Code that builds pages |

......

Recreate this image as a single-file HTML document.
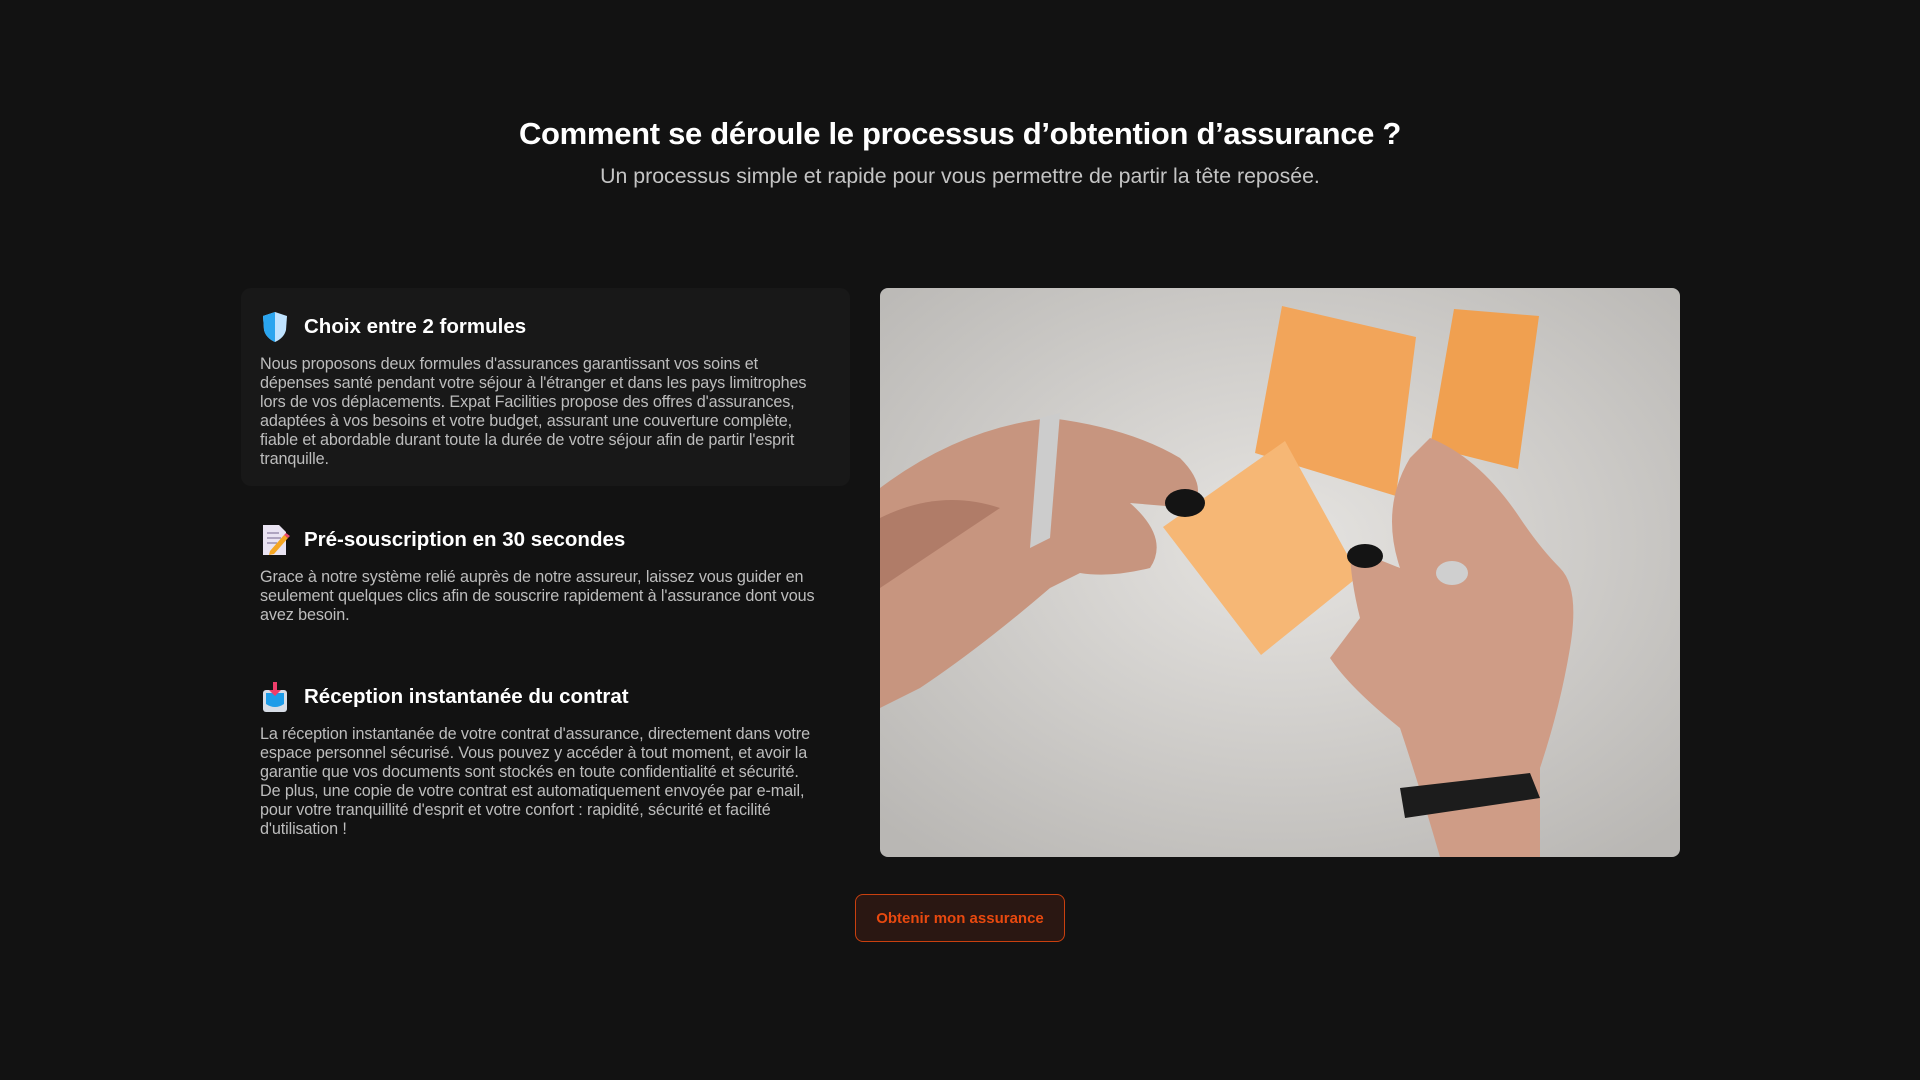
<!DOCTYPE html>
<html><head><meta charset="utf-8"><style>
*{margin:0;padding:0;box-sizing:border-box}
body{width:1920px;height:1080px;background:#121212;font-family:"Liberation Sans",sans-serif;color:#fff;position:relative;overflow:hidden}
h1{position:absolute;top:116px;left:0;width:1920px;text-align:center;font-size:31px;font-weight:bold;letter-spacing:-0.3px}
.sub{position:absolute;top:164px;left:0;width:1920px;text-align:center;font-size:21.3px;color:#c4c4c4}
.card{position:absolute;left:241px;width:609px;padding:0 19px}
.card.bg{background:#181818;border-radius:10px}
.h{display:flex;align-items:center;font-size:20.5px;font-weight:bold;height:36px}
.h svg{margin-right:14px}
.p{font-size:16.2px;line-height:19px;color:#bdbdbd;margin-top:10px;letter-spacing:-0.12px;white-space:nowrap}
.img{position:absolute;left:880px;top:288px;width:800px;height:569px;border-radius:8px;overflow:hidden}
.btn{position:absolute;left:855px;top:894px;width:210px;height:48px;border:1.5px solid #c9400f;border-radius:8px;background:#2a1712;color:#e8490f;font-weight:bold;font-size:15px;display:flex;align-items:center;justify-content:center}
</style></head><body>
<h1>Comment se déroule le processus d’obtention d’assurance ?</h1>
<div class="sub">Un processus simple et rapide pour vous permettre de partir la tête reposée.</div>

<div class="card bg" style="top:288px;height:198px;padding-top:21px">
<div class="h"><svg width="30" height="34" viewBox="0 0 30 34"><path d="M15 2 L27 6 L26 20 Q24 28 15 32 Q6 28 4 20 L3 6Z" fill="#bfe3ff"/><path d="M15 2 L3 6 L4 20 Q6 28 15 32Z" fill="#2aa5ef"/></svg>Choix entre 2 formules</div>
<div class="p">Nous proposons deux formules d'assurances garantissant vos soins et<br>dépenses santé pendant votre séjour à l'étranger et dans les pays limitrophes<br>lors de vos déplacements. Expat Facilities propose des offres d'assurances,<br>adaptées à vos besoins et votre budget, assurant une couverture complète,<br>fiable et abordable durant toute la durée de votre séjour afin de partir l'esprit<br>tranquille.</div>
</div>

<div class="card" style="top:522px">
<div class="h"><svg width="30" height="34" viewBox="0 0 30 34"><path d="M3 2 H19 L26 9 V32 H3Z" fill="#e9e3f2"/><path d="M7 10h12M7 15h14M7 20h10" stroke="#9a8fb0" stroke-width="1.5"/><path d="M10 28 L24 12 L28 15 L14 31 L9 32Z" fill="#f5a623"/><path d="M24 12 L28 15 L30 13 L26 10Z" fill="#ea4a6a"/></svg>Pré-souscription en 30 secondes</div>
<div class="p">Grace à notre système relié auprès de notre assureur, laissez vous guider en<br>seulement quelques clics afin de souscrire rapidement à l'assurance dont vous<br>avez besoin.</div>
</div>

<div class="card" style="top:679px">
<div class="h"><svg width="30" height="34" viewBox="0 0 30 34"><rect x="3" y="10" width="24" height="22" rx="3" fill="#d7dde6"/><path d="M6 13 H24 V24 Q15 30 6 24Z" fill="#1e9ce8"/><path d="M13 2 H17 V10 H21 L15 16 L9 10 H13Z" fill="#ee3d6a"/></svg>Réception instantanée du contrat</div>
<div class="p">La réception instantanée de votre contrat d'assurance, directement dans votre<br>espace personnel sécurisé. Vous pouvez y accéder à tout moment, et avoir la<br>garantie que vos documents sont stockés en toute confidentialité et sécurité.<br>De plus, une copie de votre contrat est automatiquement envoyée par e-mail,<br>pour votre tranquillité d'esprit et votre confort : rapidité, sécurité et facilité<br>d'utilisation !</div>
</div>

<div class="img"><svg width="800" height="569" viewBox="0 0 800 569">
<defs><radialGradient id="bg" cx="0.5" cy="0.45" r="0.7"><stop offset="0" stop-color="#e6e4e1"/><stop offset="1" stop-color="#b9b7b4"/></radialGradient></defs>
<rect width="800" height="569" fill="url(#bg)"/>
<polygon points="402,18 536,49 516,208 375,165" fill="#f2a55a"/>
<polygon points="574,21 659,28 638,181 550,159" fill="#f0a050"/>
<path d="M0 200 Q80 140 170 130 Q250 140 300 170 Q330 200 310 220 L250 215 Q290 250 270 280 Q230 290 200 285 L170 300 Q100 360 40 400 L0 420Z" fill="#c7957f"/>
<path d="M0 230 Q60 200 120 220 L0 300Z" fill="#b07c68"/>
<path d="M160 130 L180 125 L170 250 L150 260Z" fill="#ccc" />
<polygon points="283,239 405,153 479,288 381,367" fill="#f6b775"/>
<path d="M550 150 Q600 170 640 230 Q660 260 680 280 Q700 300 690 360 Q680 420 660 480 L660 569 L560 569 Q540 500 520 440 Q470 400 450 370 L480 330 Q470 290 470 260 L520 280 Q500 220 530 170Z" fill="#cf9c86"/>
<path d="M520 500 L650 485 L660 510 L525 530Z" fill="#1c1c1c"/>
<ellipse cx="305" cy="215" rx="20" ry="14" fill="#141414"/>
<ellipse cx="485" cy="268" rx="18" ry="12" fill="#141414"/>
<ellipse cx="572" cy="285" rx="16" ry="12" fill="#cfcfcf"/>
</svg></div>

<div class="btn">Obtenir mon assurance</div>
</body></html>
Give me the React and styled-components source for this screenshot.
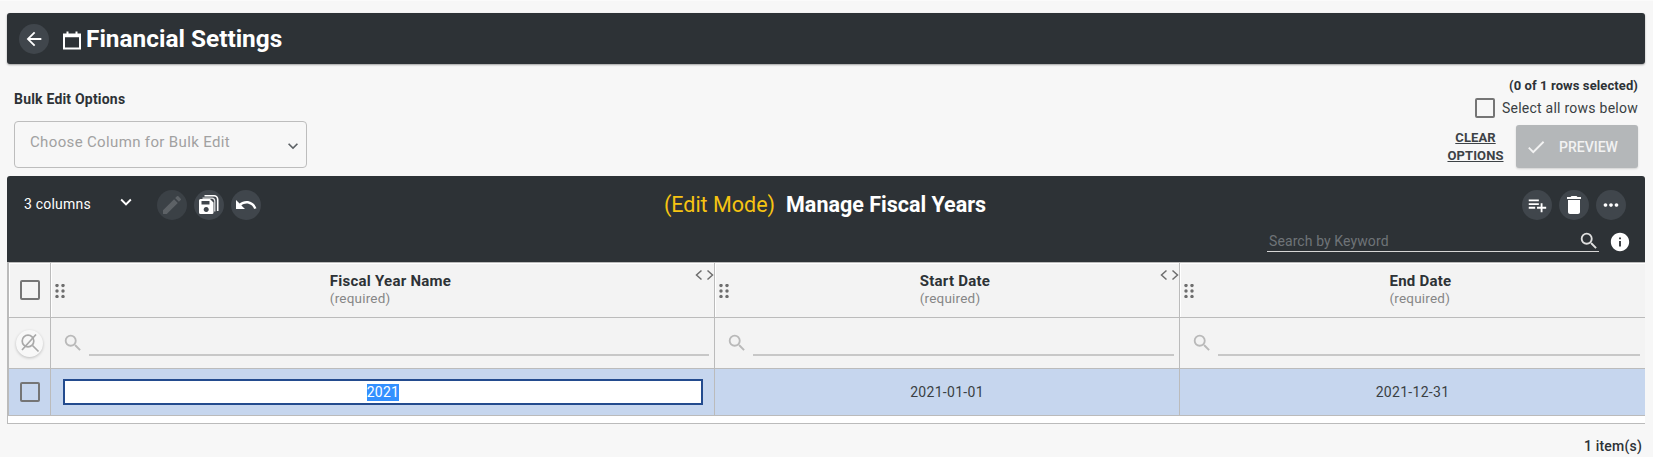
import React from "react";
import styled, { createGlobalStyle } from "styled-components";
import { MdArrowBack, MdEdit, MdUndo, MdPlaylistAdd, MdDelete, MdMoreHoriz, MdSearch, MdInfo, MdCheck, MdExpandMore } from "react-icons/md";

const Global = createGlobalStyle`
  html, body { margin: 0; padding: 0; background: #f7f7f7; }
  body { font-family: Roboto, "Liberation Sans", sans-serif; color: #2d3236; }
  * { box-sizing: border-box; }
`;

const Page = styled.div`
  width: 1653px; height: 457px; overflow: hidden; padding: 13px 8px 0 7px;
  border-top: 1px solid #fbfbfb;
  display: flex; flex-direction: column;
`;
const TitleBar = styled.header`
  height: 51px; margin-top: -1px; background: #2d3236; border-radius: 3px;
  box-shadow: 0 1px 2px rgba(0,0,0,.35);
  display: flex; align-items: center; padding-left: 12px; color: #fff;
`;
const Round = styled.button`
  width: 30px; height: 30px; border-radius: 50%; border: 0; padding: 0;
  background: #40464c; color: ${p => p.$dim ? "#6d7277" : "#fff"};
  opacity: ${p => p.$dim ? 0.75 : 1};
  display: flex; align-items: center; justify-content: center; flex: none;
`;
const Title = styled.h1`
  margin: 0 0 0 4px; font-size: 24.4px; font-weight: 700; line-height: 30px; color: #fff; letter-spacing: 0;
`;
const TitleIcon = styled.svg`margin: 3px 0 0 13px; flex: none;`;

const Options = styled.section`
  height: 112px; padding: 0 7px 8px 7px; display: flex; justify-content: space-between;
`;
const BulkCol = styled.div`display: flex; flex-direction: column; padding-top: 27px;`;
const BulkLabel = styled.label`font-size: 14px; font-weight: 700; line-height: 16px; color: #2d3236; letter-spacing: .2px;`;
const Select = styled.div`
  width: 293px; height: 47px; margin-top: 14px; border: 1px solid #bdbdbd; border-radius: 4px;
  padding: 0 3px 0 15px; display: flex; justify-content: space-between; align-items: center;
  font-size: 15px; color: #a1a1a1; letter-spacing: .35px;
  background: #f7f7f7;
`;
const SelectText = styled.span`margin-top: -5px;`;
const SelectArrow = styled.span`display: flex; margin-top: 3px; color: #5d6266;`;
const RightCol = styled.div`
  display: flex; flex-direction: column; align-items: flex-end; padding: 14px 0 0;
`;
const Count = styled.div`font-size: 13px; font-weight: 700; line-height: 16px; color: #2d3236; letter-spacing: .1px;`;
const SelectAll = styled.div`
  display: flex; align-items: center; gap: 7px; font-size: 14px; line-height: 20px; margin-top: 4px;
  color: #3a3f43; letter-spacing: .25px;
`;
const Box = styled.span`
  display: block; width: 20px; height: 20px; border: 2px solid #757575; border-radius: 2px; flex: none;
`;
const ActionRow = styled.div`display: flex; align-items: center; gap: 12px; margin-top: 7px;`;
const Clear = styled.a`
  width: 57px; text-align: center; font-size: 13px; font-weight: 700; line-height: 18px;
  color: #3d4246; text-decoration: underline; letter-spacing: .1px;
`;
const Preview = styled.button`
  width: 122px; height: 43px; border: 0; border-radius: 3px; background: #b4b7b9; color: #f2f2f2;
  box-shadow: 0 1px 2px rgba(0,0,0,.15);
  font: 500 14px Roboto, sans-serif; display: flex; align-items: center; padding: 0 0 0 9px; gap: 12px;
`;

const Toolbar = styled.div`
  height: 86px; background: #2d3236; border-radius: 3px 3px 0 0; color: #fff;
  display: grid; grid-template-columns: 1fr auto 1fr; grid-template-rows: 56px 30px;
  padding: 0 19px 0 17px;
`;
const ToolLeft = styled.div`display: flex; align-items: center; padding-top: 1px;`;
const Columns = styled.span`font-size: 14px; width: 92px; letter-spacing: .2px; margin-top: -1px;`;
const ColChevron = styled.span`display: flex; width: 42px; margin-top: -5px; margin-left: -1px;`;
const Buttons = styled.div`display: flex; gap: 7px;`;
const ToolTitle = styled.div`
  display: flex; align-items: center; gap: 11px; font-size: 21.5px; line-height: 24px; padding-top: 1px;
`;
const EditMode = styled.span`color: #f6c412;`;
const Manage = styled.span`font-weight: 700; color: #fff;`;
const ToolRight = styled.div`display: flex; justify-content: flex-end; align-items: center; padding-top: 1px;`;
const SearchRow = styled.div`
  grid-column: 1 / -1; display: flex; justify-content: flex-end; align-items: flex-start; gap: 10px; margin-right: -5px;
`;
const SearchBox = styled.div`
  width: 332px; height: 21px; margin-top: -1px; border-bottom: 1px solid #d6d6d6; display: flex; align-items: center; justify-content: space-between;
  font-size: 14px; color: #6f7478; padding-left: 2px; letter-spacing: .1px;
`;
const SearchGlyph = styled.span`display: flex; color: #dfdfdf; margin-right: -1px;`;
const InfoGlyph = styled.span`display: flex; margin-top: -1px; color: #fff;`;

const Grid = styled.div`
  display: grid; grid-template-columns: 42px 664px 465px 1fr; grid-template-rows: 55px 51px 47px;
  border-left: 2px solid #bbb; border-top: 1px solid #bbb; background: #f3f3f3;
`;
const Cell = styled.div`
  position: relative; border-right: 1px solid #bbb; border-bottom: 1px solid #bbb;
  display: flex; align-items: center; justify-content: center;
  background: ${p => p.$sel ? "#c6d6ee" : "#f3f3f3"};
  box-shadow: ${p => p.$head ? "inset 1px 1px 0 #fff" : "none"};
  &:nth-child(4n) { border-right: 0; }
`;
const HeadLabel = styled.div`
  padding-left: 16px; display: flex; flex-direction: column; align-items: flex-start; margin-top: -1px;
`;
const HeadName = styled.span`font-size: 15px; font-weight: 700; line-height: 18px; color: #2d3236; letter-spacing: .25px;`;
const HeadReq = styled.span`font-size: 13.5px; line-height: 17px; color: #868686; letter-spacing: .2px;`;
const Drag = styled.svg`position: absolute; left: 4px; top: 21px;`;
const Resize = styled.svg`position: absolute; right: 0; top: 6px;`;
const FilterCell = styled(Cell)`
  justify-content: flex-start; padding: 14px 5px 0 11px; gap: 5px;
`;
const FilterIcon = styled.span`display: flex; color: #b9b9b9; margin-top: -15px;`;
const FilterLine = styled.div`flex: 1; height: 2px; background: #c7c7c7; margin-top: 9px;`;
const FilterOff = styled.span`
  width: 27px; height: 27px; border-radius: 50%; background: #f8f8f8; box-shadow: 0 1px 3px rgba(0,0,0,.22);
  display: flex; align-items: center; justify-content: center;
`;
const CellInput = styled.div`
  width: 640px; height: 26px; margin-left: 1px; background: #fff; border: 2px solid #234b8e; display: flex; align-items: center; justify-content: center;
  font-size: 14px; color: #fff;
`;
const Selected = styled.span`background: #3390ff; line-height: 17px; letter-spacing: .25px;`;
const CellText = styled.span`font-size: 14px; color: #3a3f43; letter-spacing: .3px;`;
const Spacer = styled.div`
  height: 8px; background: #fff; border-left: 1px solid #bbb; border-bottom: 1px solid #bbb;
`;
const Footer = styled.div`
  text-align: right; font-size: 14px; font-weight: 500; color: #2d3236; padding: 14px 3px 0 0; letter-spacing: .2px;
`;

const DragIcon = () => (
  <Drag width="10" height="14" viewBox="0 0 10 14" fill="#6e6e6e">
    {[1.5, 7, 12.5].map(y => [2, 8].map(x => <circle key={`${x}${y}`} cx={x} cy={y} r="1.7" />))}
  </Drag>
);
const ResizeIcon = () => (
  <Resize width="19" height="12" viewBox="0 0 19 12" fill="none" stroke="#6e6e6e" strokeWidth="1.5">
    <path d="M6.5 1.5 1.5 6l5 4.5M12.5 1.5l5 4.5-5 4.5" />
  </Resize>
);
const SaveAll = () => (
  <svg width="20" height="19" viewBox="0 0 20 19" fill="#fff">
    <path d="M5.500 0H15a4.500 4.500 0 0 1 4.500 4.500V16h-1.600V4.500A3 3 0 0 0 15 1.600H5.500z" />
    <path d="M3.500 2.600h9.500a3.500 3.500 0 0 1 3.400 3.400V16.500h-1.200V6a2.500 2.500 0 0 0-2.200-2.200H3.500z" opacity=".85" />
    <path fillRule="evenodd" d="M0 5.500A1.500 1.500 0 0 1 1.500 4H11l3.500 3.500V17.500A1.500 1.500 0 0 1 13 19H1.500A1.500 1.500 0 0 1 0 17.500zM2.500 6v3.500h8V6zM7.200 12a2.500 2.500 0 1 0 .01 0z" />
  </svg>
);
const NoFilter = () => (
  <svg width="22" height="22" viewBox="0 0 22 22" fill="none" stroke="#a9a9a9" strokeWidth="1.7">
    <circle cx="9" cy="9" r="5.8" />
    <path d="m13.500 13.500 6 6M3 18 17 2.500" />
  </svg>
);
const Head = ({ name, resize }) => (
  <Cell $head>
    <DragIcon />
    <HeadLabel>
      <HeadName>{name}</HeadName>
      <HeadReq>(required)</HeadReq>
    </HeadLabel>
    {resize && <ResizeIcon />}
  </Cell>
);
const Filter = () => (
  <FilterCell>
    <FilterIcon><MdSearch size={22} /></FilterIcon>
    <FilterLine />
  </FilterCell>
);

export default function App() {
  return (
    <Page>
      <Global />
      <TitleBar>
        <Round><MdArrowBack size={22} /></Round>
        <TitleIcon width="20" height="20" viewBox="0 0 20 20" fill="none" stroke="#fff">
          <path d="M2 4.500h16V18.500H2z" strokeWidth="2" />
          <path d="M2 6h16" strokeWidth="2.500" />
          <path d="M5.500 1.500v3M14.500 1.500v3" strokeWidth="2" />
        </TitleIcon>
        <Title>Financial Settings</Title>
      </TitleBar>
      <Options>
        <BulkCol>
          <BulkLabel>Bulk Edit Options</BulkLabel>
          <Select>
            <SelectText>Choose Column for Bulk Edit</SelectText>
            <SelectArrow><MdExpandMore size={20} /></SelectArrow>
          </Select>
        </BulkCol>
        <RightCol>
          <Count>(0 of 1 rows selected)</Count>
          <SelectAll><Box />Select all rows below</SelectAll>
          <ActionRow>
            <Clear>CLEAR OPTIONS</Clear>
            <Preview><MdCheck size={22} /><span>PREVIEW</span></Preview>
          </ActionRow>
        </RightCol>
      </Options>
      <Toolbar>
        <ToolLeft>
          <Columns>3 columns</Columns>
          <ColChevron><MdExpandMore size={22} /></ColChevron>
          <Buttons>
            <Round $dim><MdEdit size={24} /></Round>
            <Round><SaveAll /></Round>
            <Round><MdUndo size={24} /></Round>
          </Buttons>
        </ToolLeft>
        <ToolTitle>
          <EditMode>(Edit Mode)</EditMode>
          <Manage>Manage Fiscal Years</Manage>
        </ToolTitle>
        <ToolRight>
          <Buttons>
            <Round><MdPlaylistAdd size={22} /></Round>
            <Round><MdDelete size={24} /></Round>
            <Round><MdMoreHoriz size={22} /></Round>
          </Buttons>
        </ToolRight>
        <SearchRow>
          <SearchBox>
            Search by Keyword
            <SearchGlyph><MdSearch size={22} /></SearchGlyph>
          </SearchBox>
          <InfoGlyph><MdInfo size={22} /></InfoGlyph>
        </SearchRow>
      </Toolbar>
      <Grid>
        <Cell $head><Box /></Cell>
        <Head name="Fiscal Year Name" resize />
        <Head name="Start Date" resize />
        <Head name="End Date" />
        <Cell><FilterOff><NoFilter /></FilterOff></Cell>
        <Filter />
        <Filter />
        <Filter />
        <Cell $sel><Box /></Cell>
        <Cell $sel><CellInput><Selected>2021</Selected></CellInput></Cell>
        <Cell $sel><CellText>2021-01-01</CellText></Cell>
        <Cell $sel><CellText>2021-12-31</CellText></Cell>
      </Grid>
      <Spacer />
      <Footer>1 item(s)</Footer>
    </Page>
  );
}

......

Output word for word the lines running from the one containing "Give me the" to the one containing "3px 0 0 13px;", both included, leaving out the pictures.

Solution for this problem |
Give me the React and styled-components source for this screenshot.
import React from "react";
import styled, { createGlobalStyle } from "styled-components";
import { MdArrowBack, MdEdit, MdUndo, MdPlaylistAdd, MdDelete, MdMoreHoriz, MdSearch, MdInfo, MdCheck, MdExpandMore } from "react-icons/md";

const Global = createGlobalStyle`
  html, body { margin: 0; padding: 0; background: #f7f7f7; }
  body { font-family: Roboto, "Liberation Sans", sans-serif; color: #2d3236; }
  * { box-sizing: border-box; }
`;

const Page = styled.div`
  width: 1653px; height: 457px; overflow: hidden; padding: 13px 8px 0 7px;
  border-top: 1px solid #fbfbfb;
  display: flex; flex-direction: column;
`;
const TitleBar = styled.header`
  height: 51px; margin-top: -1px; background: #2d3236; border-radius: 3px;
  box-shadow: 0 1px 2px rgba(0,0,0,.35);
  display: flex; align-items: center; padding-left: 12px; color: #fff;
`;
const Round = styled.button`
  width: 30px; height: 30px; border-radius: 50%; border: 0; padding: 0;
  background: #40464c; color: ${p => p.$dim ? "#6d7277" : "#fff"};
  opacity: ${p => p.$dim ? 0.75 : 1};
  display: flex; align-items: center; justify-content: center; flex: none;
`;
const Title = styled.h1`
  margin: 0 0 0 4px; font-size: 24.4px; font-weight: 700; line-height: 30px; color: #fff; letter-spacing: 0;
`;
const TitleIcon = styled.svg`margin: 3px 0 0 13px; flex: none;`;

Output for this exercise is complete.